Draft Principles proposed by the APA P&C Board task force on data sharing, with commentary
- APA believes that sharing data promotes science.
- APA journals policy requires that, for articles published in APA journals, authors share the data on which the article is based.
- It is the responsibility of the author to find and deposit data on a hosting site in usable, interpretable form.
- The original author and the secondary user of the data both are responsible for protecting individual participants’ privacy and confidentiality of the data.
- The secondary user of data must acknowledge the original source of the data and may not transfer those data to any other individuals.
There are many compelling scientific reasons for sharing data.
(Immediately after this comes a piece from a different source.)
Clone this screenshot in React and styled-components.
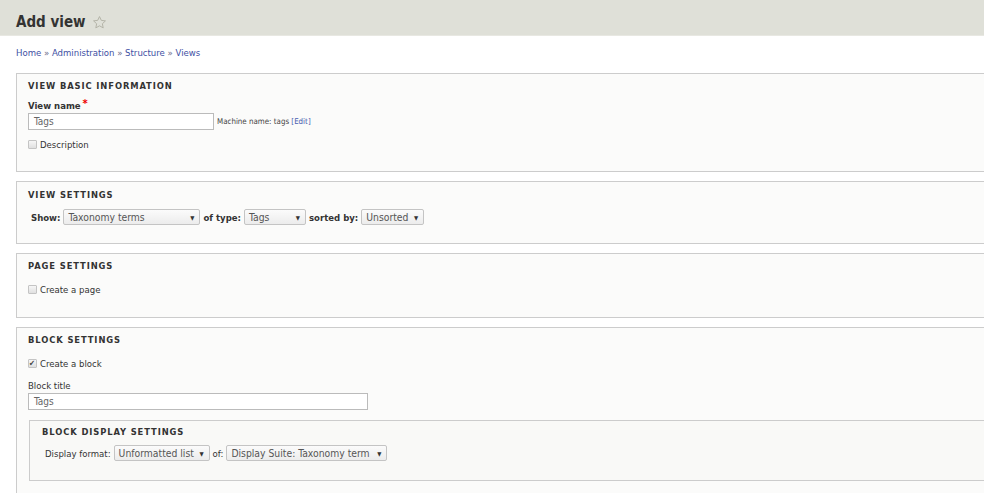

Sharing data within the larger scientific enterprise, promotes hypothesis generation and testing, programmatic decision-making, and determining the generalizability of particular findings; opens up the data for analysis with new, more powerful or integrative techniques than available at time of collection; allows aggregation for the purposes of knowledge synthesis, and encourages a culture of openness and accountability in scientific research.
All authors of articles published in APA journals should participate in data sharing activities as long as sharing and linking data do not violate the privacy rights or confidentiality of data on identifiable research participants. The responsibility for protecting the confidentiality of the data and the rights of research participants lies both with the original author and with any subsequent scientist using the data for new purposes (secondary user) . Data that have more potential to reveal subject identity need additional security. Both the original author and the secondary user of the data are responsible for ensuring that the level of security protection of human rights is in place. Sharing of data must comply with federal and institutional guidelines.
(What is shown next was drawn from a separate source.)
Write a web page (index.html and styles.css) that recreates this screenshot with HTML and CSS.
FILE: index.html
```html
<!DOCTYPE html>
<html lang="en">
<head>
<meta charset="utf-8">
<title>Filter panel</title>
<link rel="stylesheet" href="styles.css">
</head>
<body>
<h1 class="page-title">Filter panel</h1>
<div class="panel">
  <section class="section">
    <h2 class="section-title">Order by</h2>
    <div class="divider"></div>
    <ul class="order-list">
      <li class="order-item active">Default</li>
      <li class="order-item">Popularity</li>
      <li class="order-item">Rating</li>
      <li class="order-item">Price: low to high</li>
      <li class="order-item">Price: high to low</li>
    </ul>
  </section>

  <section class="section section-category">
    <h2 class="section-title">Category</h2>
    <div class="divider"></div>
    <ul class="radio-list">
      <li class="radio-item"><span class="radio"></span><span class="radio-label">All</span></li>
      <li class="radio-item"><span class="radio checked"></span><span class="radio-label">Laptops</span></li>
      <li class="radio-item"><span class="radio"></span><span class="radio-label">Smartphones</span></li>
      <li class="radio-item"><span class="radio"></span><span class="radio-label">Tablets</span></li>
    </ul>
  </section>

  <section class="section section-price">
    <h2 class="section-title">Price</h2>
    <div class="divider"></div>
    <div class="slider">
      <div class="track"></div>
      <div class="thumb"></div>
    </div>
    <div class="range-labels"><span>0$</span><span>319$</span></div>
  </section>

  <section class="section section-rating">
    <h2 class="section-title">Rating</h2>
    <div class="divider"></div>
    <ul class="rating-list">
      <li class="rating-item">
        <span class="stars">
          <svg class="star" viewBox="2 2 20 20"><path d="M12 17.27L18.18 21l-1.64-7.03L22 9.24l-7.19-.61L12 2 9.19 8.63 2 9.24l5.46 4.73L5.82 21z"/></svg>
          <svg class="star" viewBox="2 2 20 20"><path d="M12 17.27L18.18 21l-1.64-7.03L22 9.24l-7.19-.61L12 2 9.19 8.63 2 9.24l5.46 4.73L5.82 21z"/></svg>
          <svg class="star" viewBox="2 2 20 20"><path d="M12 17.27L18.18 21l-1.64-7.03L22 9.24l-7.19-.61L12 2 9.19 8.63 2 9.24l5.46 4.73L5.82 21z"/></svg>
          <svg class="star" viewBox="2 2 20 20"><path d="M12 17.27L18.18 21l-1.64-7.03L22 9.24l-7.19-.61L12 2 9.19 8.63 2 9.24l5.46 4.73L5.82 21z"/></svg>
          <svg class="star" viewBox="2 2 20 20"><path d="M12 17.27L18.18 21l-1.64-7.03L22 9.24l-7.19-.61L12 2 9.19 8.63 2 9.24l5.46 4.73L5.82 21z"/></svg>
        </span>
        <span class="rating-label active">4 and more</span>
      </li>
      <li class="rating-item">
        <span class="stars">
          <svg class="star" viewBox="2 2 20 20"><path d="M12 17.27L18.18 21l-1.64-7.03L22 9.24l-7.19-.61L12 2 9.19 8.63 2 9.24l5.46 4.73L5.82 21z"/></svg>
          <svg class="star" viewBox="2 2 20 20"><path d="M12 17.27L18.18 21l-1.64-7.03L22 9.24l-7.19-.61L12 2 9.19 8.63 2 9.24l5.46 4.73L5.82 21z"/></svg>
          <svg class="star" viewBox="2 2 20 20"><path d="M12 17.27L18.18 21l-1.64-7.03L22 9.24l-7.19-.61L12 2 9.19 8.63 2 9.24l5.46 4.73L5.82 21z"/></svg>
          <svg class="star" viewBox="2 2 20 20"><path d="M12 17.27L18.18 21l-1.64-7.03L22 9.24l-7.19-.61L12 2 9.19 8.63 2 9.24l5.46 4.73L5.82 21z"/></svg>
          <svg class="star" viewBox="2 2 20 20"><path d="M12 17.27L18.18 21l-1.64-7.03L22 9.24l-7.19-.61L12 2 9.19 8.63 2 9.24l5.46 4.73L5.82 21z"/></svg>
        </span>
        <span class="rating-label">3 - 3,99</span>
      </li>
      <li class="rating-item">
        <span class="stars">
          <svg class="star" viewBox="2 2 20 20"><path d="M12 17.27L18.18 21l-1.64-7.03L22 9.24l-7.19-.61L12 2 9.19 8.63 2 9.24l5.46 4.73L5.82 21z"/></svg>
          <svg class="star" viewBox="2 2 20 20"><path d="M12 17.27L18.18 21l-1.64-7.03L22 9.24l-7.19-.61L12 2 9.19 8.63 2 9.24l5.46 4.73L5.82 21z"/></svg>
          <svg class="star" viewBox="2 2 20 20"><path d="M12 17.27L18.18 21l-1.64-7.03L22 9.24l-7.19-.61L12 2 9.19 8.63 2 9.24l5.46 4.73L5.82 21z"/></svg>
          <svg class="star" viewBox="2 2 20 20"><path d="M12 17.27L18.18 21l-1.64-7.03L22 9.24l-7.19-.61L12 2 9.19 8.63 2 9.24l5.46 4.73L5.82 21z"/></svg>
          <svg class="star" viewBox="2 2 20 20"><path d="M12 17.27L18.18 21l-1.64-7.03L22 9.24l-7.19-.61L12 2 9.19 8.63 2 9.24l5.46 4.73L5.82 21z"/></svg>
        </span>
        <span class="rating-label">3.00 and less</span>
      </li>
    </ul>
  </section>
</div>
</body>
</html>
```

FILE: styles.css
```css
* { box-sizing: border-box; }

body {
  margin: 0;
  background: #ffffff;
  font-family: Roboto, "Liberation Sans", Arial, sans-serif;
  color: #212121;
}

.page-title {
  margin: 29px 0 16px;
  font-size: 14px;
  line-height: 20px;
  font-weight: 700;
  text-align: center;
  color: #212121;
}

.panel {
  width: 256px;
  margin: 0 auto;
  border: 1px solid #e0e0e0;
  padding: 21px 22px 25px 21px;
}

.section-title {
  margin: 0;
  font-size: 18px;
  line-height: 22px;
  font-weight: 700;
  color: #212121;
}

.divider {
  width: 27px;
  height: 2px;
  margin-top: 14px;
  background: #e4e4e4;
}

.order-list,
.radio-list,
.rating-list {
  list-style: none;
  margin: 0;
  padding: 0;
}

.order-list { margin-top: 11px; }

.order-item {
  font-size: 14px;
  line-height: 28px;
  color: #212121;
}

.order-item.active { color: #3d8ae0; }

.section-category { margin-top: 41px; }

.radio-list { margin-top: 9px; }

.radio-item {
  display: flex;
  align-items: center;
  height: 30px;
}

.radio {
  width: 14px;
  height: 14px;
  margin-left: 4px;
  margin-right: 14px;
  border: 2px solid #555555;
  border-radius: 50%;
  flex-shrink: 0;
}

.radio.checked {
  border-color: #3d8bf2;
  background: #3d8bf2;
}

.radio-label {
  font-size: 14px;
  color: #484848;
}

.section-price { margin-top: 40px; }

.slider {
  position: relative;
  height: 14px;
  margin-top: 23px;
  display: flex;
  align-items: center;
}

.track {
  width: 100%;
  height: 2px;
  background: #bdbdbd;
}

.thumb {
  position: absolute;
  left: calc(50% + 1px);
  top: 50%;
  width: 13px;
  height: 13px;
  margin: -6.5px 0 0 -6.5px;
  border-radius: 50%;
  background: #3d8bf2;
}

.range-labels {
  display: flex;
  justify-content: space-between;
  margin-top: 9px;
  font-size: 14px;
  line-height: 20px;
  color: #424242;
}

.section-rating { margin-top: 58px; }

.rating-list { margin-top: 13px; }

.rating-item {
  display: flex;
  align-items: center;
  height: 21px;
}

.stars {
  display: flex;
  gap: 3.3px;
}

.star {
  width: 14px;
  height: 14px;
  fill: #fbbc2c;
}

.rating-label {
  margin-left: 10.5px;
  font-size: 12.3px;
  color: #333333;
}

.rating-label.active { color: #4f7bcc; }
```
If an author knows prior to the publication of an article that it will not be possible to share the data on which the article is based, that situation should be disclosed to the journal editor prior to the publication of the article.
It is the responsibility of the author(s) to make data published in APA journals available to the scientific and academic community in usable, interpretable form. APA expects that authors preserve their data in a permanent archive so that their data can be available to scientists indefinitely.
Data should be archived at least at the level of detail used for analyses reported in the article. The archive should include metadata such as, but not limited to, code books, user manuals, and analysis procedures. The data archive should include the first data transformation, such as cortisol scores as compared to biological samples and diagnostic score as opposed to interview transcript or biological samples.
Data sharing arrangements must comply with copyright restrictions, consent provided by participants, requirement of funding agencies, and rules promulgated by the employer of the holder of the data.
Secondary users must acknowledge the original source of the data and may not transfer the data to any other individuals. Sharing of data does not entitle the original author to authorship on articles generated by secondary users, nor should it preclude the possibility of authorship. Authorship of the original data must be cited in the methods section and in the reference list, with appropriate DOIs or URIs.